To specify which language model checkpoint to load and its definition, use the model parameter:

model:
  language_model_path: ${base_results_dir}/${peft.run.model_train_name}/${peft.run.convert_name}/nemo_gpt1.3B_fp16.nemo
  tensor_model_parallel_size: 2
  pipeline_model_parallel_size: 1

Slurm

Set configuration for a Slurm cluster in the conf/cluster/bcm.yaml file:

partition: null
account: null
exclusive: True
gpus_per_task: null
gpus_per_node: 8
mem: 0
overcommit: False
job_name_prefix: "nemo-megatron-"

Example:

To run only the evaluation pipeline and not the data preparation, training, conversion or inference pipelines set the conf/config.yaml file to:

stages:
  - peft

then run:

python3 main.py \
    peft=gpt3/squad \
    stages=["peft"] \
    peft.model.peft.peft_scheme="ptuning" \
    peft.model.megatron_amp_O2=False \
    peft.model.restore_from_path=${LANGUAGE_MODEL_PATH}\
    peft.exp_manager.exp_dir=${BASE_RESULTS_DIR}/${RUN_NAME}/ptuning \

Base Command Platform

In order to run the ptuning learning script on Base Command Platform, set the cluster_type parameter in conf/config.yaml to bcp or interactive. This can also be overridden from the command line, using hydra.
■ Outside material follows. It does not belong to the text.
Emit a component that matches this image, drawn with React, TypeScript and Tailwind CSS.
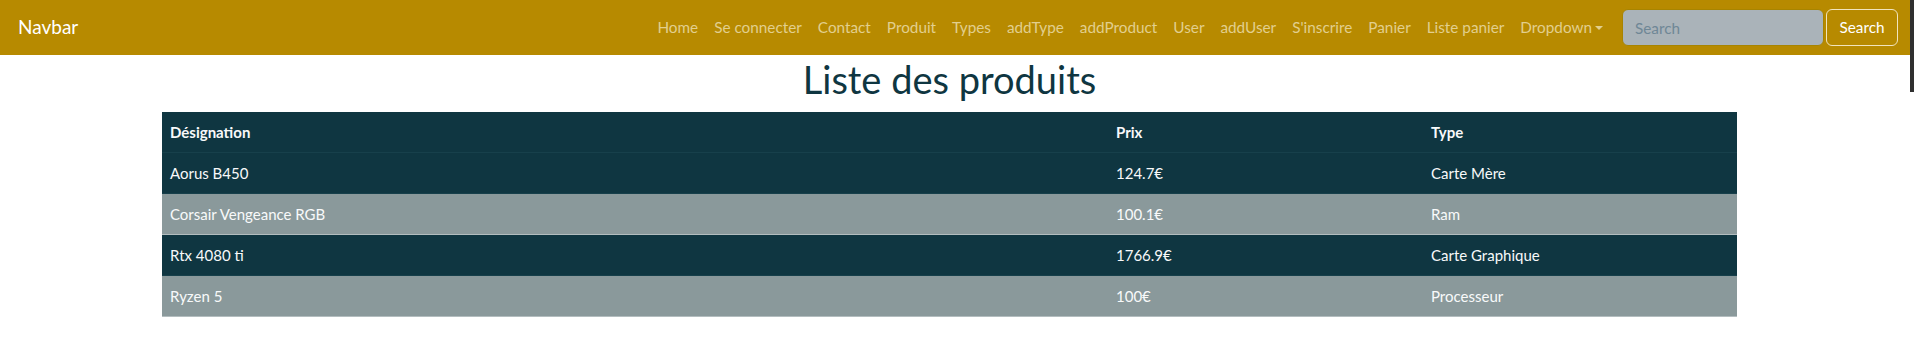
const links = [
  "Home",
  "Se connecter",
  "Contact",
  "Produit",
  "Types",
  "addType",
  "addProduct",
  "User",
  "addUser",
  "S'inscrire",
  "Panier",
  "Liste panier",
];

const produits = [
  { nom: "Aorus B450", prix: "124.7€", type: "Carte Mère" },
  { nom: "Corsair Vengeance RGB", prix: "100.1€", type: "Ram" },
  { nom: "Rtx 4080 ti", prix: "1766.9€", type: "Carte Graphique" },
  { nom: "Ryzen 5", prix: "100€", type: "Processeur" },
];

export default function App() {
  return (
    <div className="flex h-[340px] w-[1914px] bg-white font-['Lato',sans-serif]">
      <div className="flex-1">
        {/* Navbar */}
        <nav className="flex h-[55px] items-center bg-[#b78a00] pl-[18px] pr-[12px]">
          <span className="text-[19px] text-white">Navbar</span>
          <ul className="ml-auto flex items-center text-[15.3px] text-[#e2cf8e]">
            {links.map((l) => (
              <li key={l} className="px-[8px]">
                {l}
              </li>
            ))}
            <li className="flex items-center gap-[3px] px-[8px]">
              Dropdown
              <span className="mt-[1px] h-0 w-0 border-x-[4px] border-t-[4px] border-x-transparent border-t-[#e2cf8e]" />
            </li>
          </ul>
          <form className="ml-[11px] flex gap-[2px]">
            <input
              placeholder="Search"
              className="h-[37px] w-[202px] rounded-[6px] border border-[#a88400] bg-[#aab3b9] px-[12px] text-[15.3px] placeholder:text-[#6f8796] outline-none"
            />
            <button
              type="button"
              className="h-[37px] w-[72px] rounded-[6px] border border-[#f1e4bd] text-[15.3px] text-white"
            >
              Search
            </button>
          </form>
        </nav>

        {/* Contenu */}
        <div className="ml-[162px] w-[1575px]">
          <h1 className="mb-[9px] h-[48px] text-center text-[38px] leading-[48px] text-[#0f3641]">
            Liste des produits
          </h1>
          <div className="text-[15px] text-[#f8f9fa]">
            <div className="grid h-[41px] grid-cols-[946px_315px_1fr] items-center border-b border-[#17404b] bg-[#0f3641] font-bold">
              <div className="px-[8px]">Désignation</div>
              <div className="px-[8px]">Prix</div>
              <div className="px-[8px]">Type</div>
            </div>
            {produits.map((p, i) => (
              <div
                key={p.nom}
                className={
                  i % 2 === 0
                    ? "grid h-[41px] grid-cols-[946px_315px_1fr] items-center border-b border-[#17404b] bg-[#0f3641]"
                    : "grid h-[41px] grid-cols-[946px_315px_1fr] items-center border-b border-[#b3bdbf] bg-[#8a999b]"
                }
              >
                <div className="px-[8px]">{p.nom}</div>
                <div className="px-[8px]">{p.prix}</div>
                <div className="px-[8px]">{p.type}</div>
              </div>
            ))}
          </div>
        </div>
      </div>
      {/* barre de défilement */}
      <div className="flex w-[4px] flex-col">
        <div className="h-[92px] bg-[#2f2f2f]" />
      </div>
    </div>
  );
}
To run the ptuning pipeline to nemo-megatron-gpt-1.3B model converted checkpoint, run:

export HYDRA_FULL_ERROR=1
export TORCH_CPP_LOG_LEVEL=INFO NCCL_DEBUG=INFO

TRAIN="[/mount/workspace/databricks-dolly-15k-train.jsonl]"
VALID="[/mount/workspace/databricks-dolly-15k-val.jsonl]"
VALID_NAMES="[peft-squad]"
CONCAT_SAMPLING_PROBS="[1]"

PEFT_SCHEME="ptuning"
PEFT_EXP_DIR="/results/nemo_launcher/ptuning"
LOG_DIR="/results/nemo_launcher/ptuning_log"

TP_SIZE=2

PP_SIZE=1

python3 /opt/NeMo-Framework-Launcher/launcher_scripts/main.py \
        peft=gpt3/squad \
        stages=[peft] \
        cluster_type=interactive \
        launcher_scripts_path=/opt/NeMo-Framework-Launcher/launcher_scripts \
        peft.model.peft.peft_scheme=${PEFT_SCHEME} \
        peft.trainer.precision=bf16 \
        peft.trainer.max_steps=100 \
        peft.trainer.devices=2 \
        peft.trainer.val_check_interval=10 \
        peft.model.megatron_amp_O2=False \
        peft.model.restore_from_path=/mount/workspace/nemo_gpt1.3B_fp16.nemo \
        peft.model.tensor_model_parallel_size=${TP_SIZE} \
        peft.model.pipeline_model_parallel_size=${PP_SIZE} \
        peft.model.optim.lr=5e-6 \
        peft.model.answer_only_loss=True \
        peft.model.data.train_ds.file_names=${TRAIN} \
        peft.model.data.train_ds.micro_batch_size=1 \
        peft.model.data.train_ds.global_batch_size=32 \
        peft.model.data.train_ds.concat_sampling_probabilities=${CONCAT_SAMPLING_PROBS} \
        peft.model.data.validation_ds.micro_batch_size=1 \
        peft.model.data.validation_ds.global_batch_size=32 \
        peft.model.data.validation_ds.file_names=${VALID} \
        peft.model.data.validation_ds.names=${VALID_NAMES} \
        peft.model.data.test_ds.micro_batch_size=1 \
        peft.model.data.test_ds.global_batch_size=128 \
        peft.model.data.train_ds.num_workers=0 \
        peft.model.data.validation_ds.num_workers=0 \
        peft.model.data.test_ds.num_workers=0 \
        peft.model.data.validation_ds.metric.name=loss \
        peft.model.data.test_ds.metric.name=loss \
        peft.exp_manager.exp_dir=${PEFT_EXP_DIR} \
        peft.exp_manager.explicit_log_dir=${LOG_DIR} \
        peft.exp_manager.resume_if_exists=True \
        peft.exp_manager.resume_ignore_no_checkpoint=True \
        peft.exp_manager.create_checkpoint_callback=True \
        peft.exp_manager.checkpoint_callback_params.monitor=validation_loss

The command above assumes you mounted the data workspace in /mount/workspace/ (e.g. the example script uses databricks-dolly-15k dataset), and the results workspace in /results. The command needs set different peft.exp_manager.exp_dir for different PEFT jobs. The stdout and stderr outputs will also be redirected to the /results/nemo_launcher/ptuning_log, to be able to download the logs from NGC. Any other parameter can also be added to the command to modify its behavior.